Aubert s’inquiète bien plus des nouvelles menaces d’émeutes : « Quelques agitateurs ont voulu profiter de cette démonstration pour afficher leur éternelle Commune ; partout on a arraché leurs placards rouges, et si l’envie leur prenait d’aller plus loin, quelques coups de fusil régleraient le compte de ces misérables. » — Ce n’était pas encore le dernier mot de ses tourmens ! — « Voilà le dégel arrivé. Les pigeons se décideront-ils à reprendre leur vol vers Paris ? Ces chers petits oiseaux sont frileux, et dès qu’ils ont froid aux pattes, ils se remisent. C’est pourtant notre plus cruelle souffrance. » Après ces longs mois passés dans l’ignorance, l’angoisse se complique ; on n’ose même plus désirer savoir : « L’inquiétude me fait reculer à la seule pensée d’un nom. Où êtes-vous ? Qu’un mot me rendrait heureux ! Et encore, qui sait ? »

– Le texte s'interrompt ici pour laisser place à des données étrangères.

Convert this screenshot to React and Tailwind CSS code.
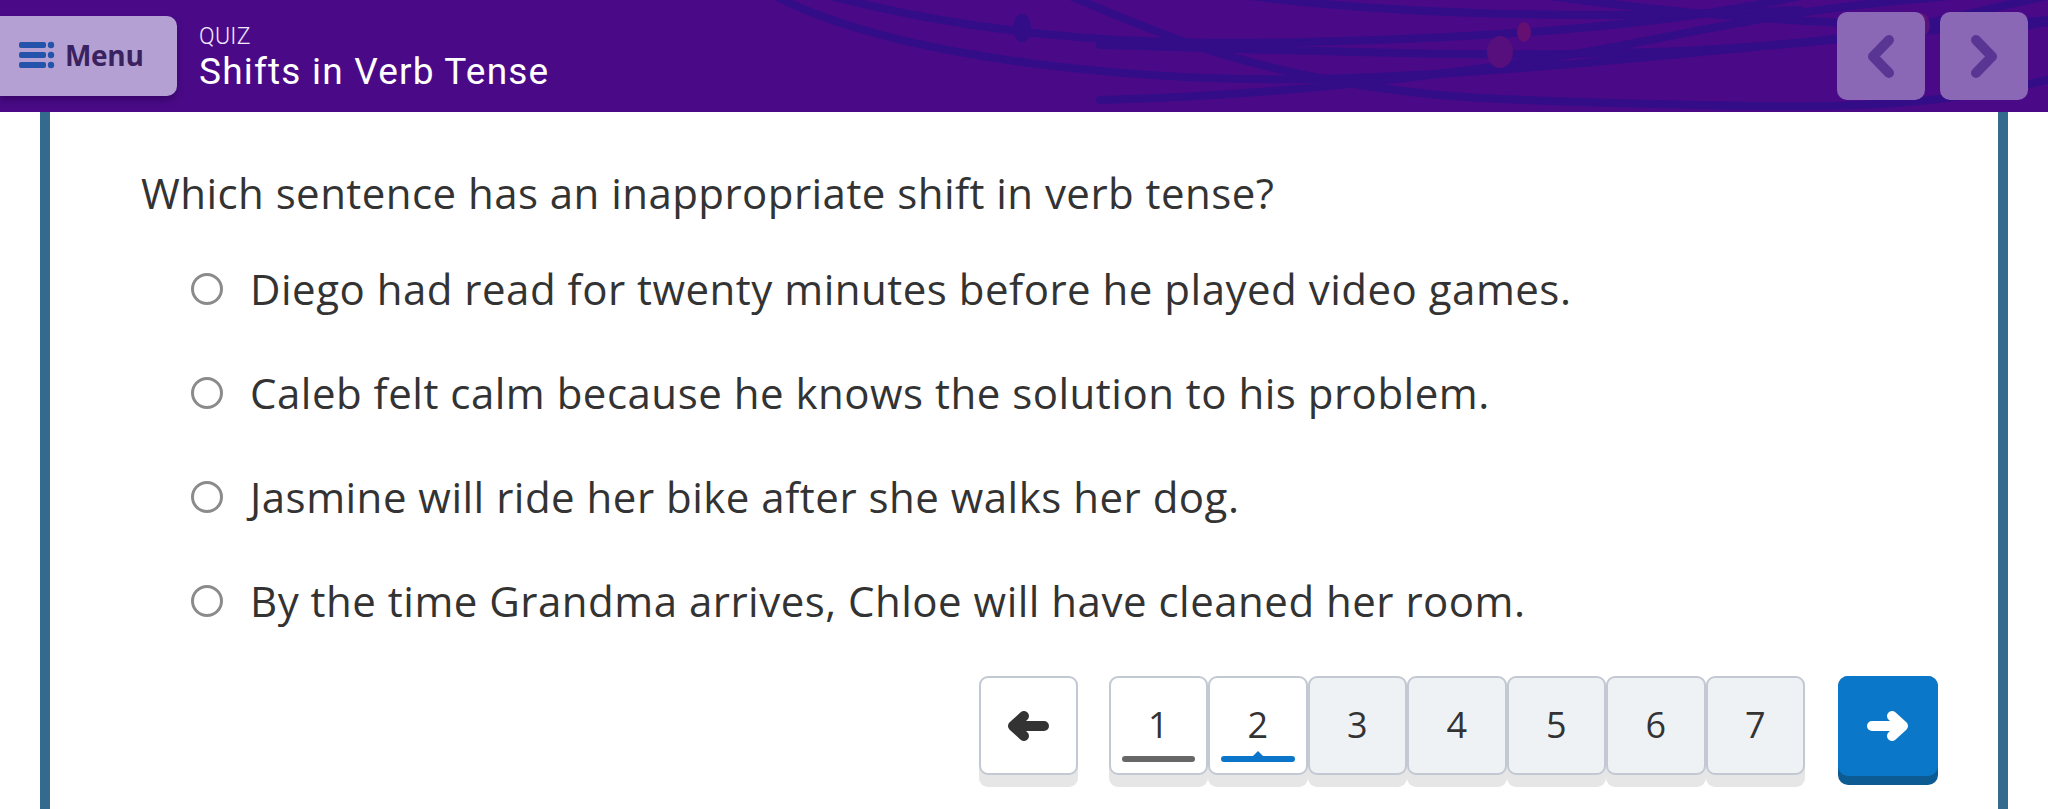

Le quartier Latin continua les jours suivans a recevoir un grand nombre d’obus. La Sorbonne, l’Ecole normale, le lycée Henri-IV furent atteints, et nombre d’édifices des environs. Le lycée Louis-le-Grand fut épargné, ou à peu près[1]. Mais l’École Sainte-Barbe qui lui est contiguë avait eu plus que sa

  1. La vieille supérieure de l’infirmerie, sœur Adrien, qu’ont connue tant de générations de lycéens, se rappelait nettement qu’un obus était tombé dans le jardin de l’infirmerie, après avoir ébréché seulement la corniche d’un bâtiment. On n’en parla pas. — Sur le bombardement de Sainte-Barbe, voir : Histoire de Sainte-Barbe, par Clovis Lamarre, 1900.